The Beowulf Manuscript

The only copy of Beowulf to survive is found in the manuscript with the modern shelf-mark London, British Library, Cotton Vitellius A. xv. It is known to critics as 'the Beowulf manuscript' or 'the Nowell codex'. In its modern form, the volume consists of several separate medieval manuscripts, which were very likely only bound together in the eighteenth century. The manuscript was damaged in the Cotton fire of 1731, which makes its structure difficult to discern. However, it is likely that the following texts comprised a single volume:

A fragment of a Life of St Christopher
The Marvels of the East
Letter of Alexander to Aristotle
Beowulf
Judith

All these texts are in Anglo-Saxon. The volume was the work of two scribes, who changed over halfway through Beowulf. It is difficult to discern the principles by which the codex was arranged, which is basically, to quote Sisam, 'a collection in verse and prose of marvellous stories' (see Orchard 1995). It is thought the manuscript was produced around the turn of the eleventh century.

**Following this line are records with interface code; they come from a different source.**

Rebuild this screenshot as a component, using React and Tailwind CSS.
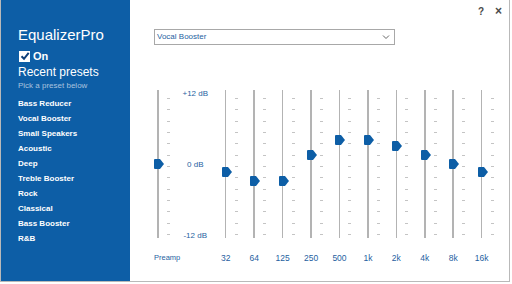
import React from "react";

const presets = [
  "Bass Reducer",
  "Vocal Booster",
  "Small Speakers",
  "Acoustic",
  "Deep",
  "Treble Booster",
  "Rock",
  "Classical",
  "Bass Booster",
  "R&B",
];

// thumb centre, px from top of the track (track runs 90 -> 238)
const bands = [
  { label: "32", y: 82 },
  { label: "64", y: 91 },
  { label: "125", y: 91 },
  { label: "250", y: 65 },
  { label: "500", y: 50 },
  { label: "1k", y: 50 },
  { label: "2k", y: 56 },
  { label: "4k", y: 65 },
  { label: "8k", y: 74 },
  { label: "16k", y: 82 },
];

const ticks = Array.from({ length: 13 }, (_, i) => 8 + i * 11.33);

const Thumb = ({ y, x }) => (
  <svg
    width="10"
    height="10"
    viewBox="0 0 10 10"
    className="absolute"
    style={{ top: y - 5, left: x - 4 }}
  >
    <path d="M1 0 H6 L10 5 L6 10 H1 Q0 10 0 9 V1 Q0 0 1 0 Z" fill="#0d5ea6" />
  </svg>
);

const Track = ({ lineX, y }) => (
  <div className="relative h-[148px]">
    <div className="absolute top-0 bottom-0 w-[1.5px] bg-[#b3b3b3]" style={{ left: lineX - 0.75 }} />
    {ticks.map((t, i) => (
      <div
        key={i}
        className="absolute w-[3px] h-[1px] bg-[#c4c4c4]"
        style={{ top: t, left: lineX + 9 }}
      />
    ))}
    <Thumb y={y} x={lineX} />
  </div>
);

const App = () => {
  return (
    <div
      className="w-[510px] h-[282px] flex bg-white border-l border-r border-b border-[#b9b9b9] overflow-hidden"
      style={{ fontFamily: '"Liberation Sans", Arial, sans-serif' }}
    >
      {/* sidebar */}
      <aside className="w-[129px] shrink-0 bg-[#0d5ea6] text-white pl-[17px] pt-[25px]">
        <h1 className="text-[15px] leading-[20px]">EqualizerPro</h1>
        <div className="flex items-center gap-[3px] mt-[5px] ml-[1px]">
          <div className="w-[11px] h-[11px] bg-white flex items-center justify-center">
            <svg width="10" height="10" viewBox="0 0 10 10">
              <path d="M1.5 5.2 L4 7.8 L8.7 1.8" stroke="#0d3f7a" strokeWidth="2" fill="none" />
            </svg>
          </div>
          <span className="text-[11px] font-bold leading-[12px]">On</span>
        </div>
        <div className="text-[12px] leading-[14px] mt-[3px]">Recent presets</div>
        <div className="text-[8px] leading-[10px] mt-[2px] text-[#a9c3df]">Pick a preset below</div>
        <ul className="mt-[5px]">
          {presets.map((p) => (
            <li key={p} className="text-[8px] font-bold leading-[15px] text-white">
              {p}
            </li>
          ))}
        </ul>
      </aside>

      {/* main */}
      <main className="flex-1 flex flex-col">
        <div className="h-[22px] flex items-center justify-end gap-[11px] pr-[7px] text-[#4a4a4a] font-bold">
          <span className="text-[10px]">?</span>
          <span className="text-[12px]">×</span>
        </div>

        <div className="ml-[24px] mt-[7px] w-[241px] h-[16px] border border-[#a8a8a8] flex items-center justify-between pl-[2px] pr-[4px]">
          <span className="text-[8px] text-[#1f5f9f]">Vocal Booster</span>
          <svg width="8" height="6" viewBox="0 0 8 6">
            <path d="M1 1.5 L4 4.5 L7 1.5" stroke="#666" strokeWidth="1" fill="none" />
          </svg>
        </div>

        <div className="flex ml-[18px] mt-[45px] text-[#1f5f9f]">
          <div className="w-[31px] flex flex-col">
            <Track lineX={10} y={74} />
            <div className="text-[7.5px] leading-[10px] mt-[15px] pl-[6px]">Preamp</div>
          </div>

          <div className="w-[32.5px] relative h-[148px] text-[8px] leading-[10px]">
            <div className="absolute inset-x-0 text-center top-[-1px]">+12 dB</div>
            <div className="absolute inset-x-0 text-center top-[70px]">0 dB</div>
            <div className="absolute inset-x-0 text-center top-[141px]">-12 dB</div>
          </div>

          {bands.map((b) => (
            <div key={b.label} className="w-[28.45px] flex flex-col">
              <Track lineX={14.2} y={b.y} />
              <div className="text-[8.5px] leading-[10px] mt-[15px] text-center">{b.label}</div>
            </div>
          ))}
        </div>
      </main>
    </div>
  );
};

export default App;
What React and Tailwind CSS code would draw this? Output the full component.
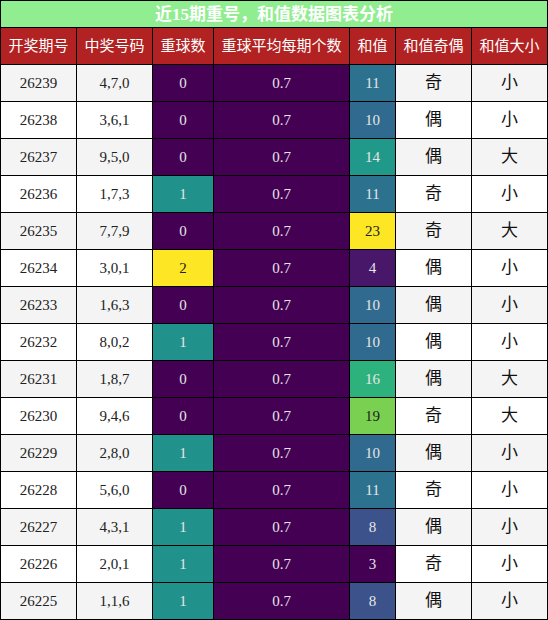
import React from "react";

const rows = [
  ["26239", "4,7,0", 0, 11, "奇", "小"],
  ["26238", "3,6,1", 0, 10, "偶", "小"],
  ["26237", "9,5,0", 0, 14, "偶", "大"],
  ["26236", "1,7,3", 1, 11, "奇", "小"],
  ["26235", "7,7,9", 0, 23, "奇", "大"],
  ["26234", "3,0,1", 2, 4, "偶", "小"],
  ["26233", "1,6,3", 0, 10, "偶", "小"],
  ["26232", "8,0,2", 1, 10, "偶", "小"],
  ["26231", "1,8,7", 0, 16, "偶", "大"],
  ["26230", "9,4,6", 0, 19, "奇", "大"],
  ["26229", "2,8,0", 1, 10, "偶", "小"],
  ["26228", "5,6,0", 0, 11, "奇", "小"],
  ["26227", "4,3,1", 1, 8, "偶", "小"],
  ["26226", "2,0,1", 1, 3, "奇", "小"],
  ["26225", "1,1,6", 1, 8, "偶", "小"],
];

const heavyColors = {
  0: ["#440154", "#e6e6e6"],
  1: ["#21918c", "#e6e6e6"],
  2: ["#fde725", "#222222"],
};

const sumColors = {
  3: ["#440154", "#e6e6e6"],
  4: ["#48176a", "#e6e6e6"],
  8: ["#3b528b", "#e6e6e6"],
  10: ["#306a8e", "#e6e6e6"],
  11: ["#2c728e", "#e6e6e6"],
  14: ["#21998a", "#e6e6e6"],
  16: ["#2db27d", "#e6e6e6"],
  19: ["#7ad151", "#222222"],
  23: ["#fde725", "#222222"],
};

const font = { fontFamily: '"Liberation Serif", "Noto Sans CJK SC", serif' };

function Cell({ children, className = "", style }) {
  return (
    <div
      className={`flex h-[37px] items-center justify-center border-r border-b border-black ${className}`}
      style={style}
    >
      {children}
    </div>
  );
}

export default function App() {
  const headers = ["开奖期号", "中奖号码", "重球数", "重球平均每期个数", "和值", "和值奇偶", "和值大小"];
  return (
    <div
      className="grid w-[548px] grid-cols-[76px_76px_61px_136px_46px_76px_76px] border-l border-t border-black bg-white"
      style={font}
    >
      <div className="col-span-7 flex h-[27px] items-center justify-center border-r border-b border-black bg-[#90ee90] text-[17px] font-bold leading-none text-white">
        近15期重号，和值数据图表分析
      </div>
      {headers.map((h) => (
        <Cell key={h} className="bg-[#b22222] text-[15px] text-white">
          {h}
        </Cell>
      ))}
      {rows.map((r, i) => {
        const bg = i % 2 === 0 ? "bg-[#f4f4f4]" : "bg-white";
        const [hb, ht] = heavyColors[r[2]];
        const [sb, st] = sumColors[r[3]];
        return (
          <React.Fragment key={r[0]}>
            <Cell className={`${bg} text-[15px] text-[#222222]`}>{r[0]}</Cell>
            <Cell className={`${bg} text-[15px] text-[#222222]`}>{r[1]}</Cell>
            <Cell className="text-[15px]" style={{ backgroundColor: hb, color: ht }}>
              {r[2]}
            </Cell>
            <Cell className="bg-[#440154] text-[15px] text-[#e6e6e6]">0.7</Cell>
            <Cell className="text-[15px]" style={{ backgroundColor: sb, color: st }}>
              {r[3]}
            </Cell>
            <Cell className={`${bg} text-[17px] text-[#111111]`}>{r[4]}</Cell>
            <Cell className={`${bg} text-[17px] text-[#111111]`}>{r[5]}</Cell>
          </React.Fragment>
        );
      })}
    </div>
  );
}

In recent years, two studies of the manuscript have reached controversial conclusions. Kiernan 1996 argues that the Beowulf portion of the Nowell Codex was originally a separate manuscript and that the second scribe was the author of the poem, with his authorial corrections visible on fol. 179. Kiernan infers that Beowulf was composed during the reign of Cnut. More recently, Lapidge 2000 argued that the errors made by both scribes in copying certain letters suggest that the poem was at one stage written in a type of script not used after c. 750. The poem therefore was composed early in the Anglo-Saxon period. However, neither of these theories have achieved a consensus of support and both should be cited with caution.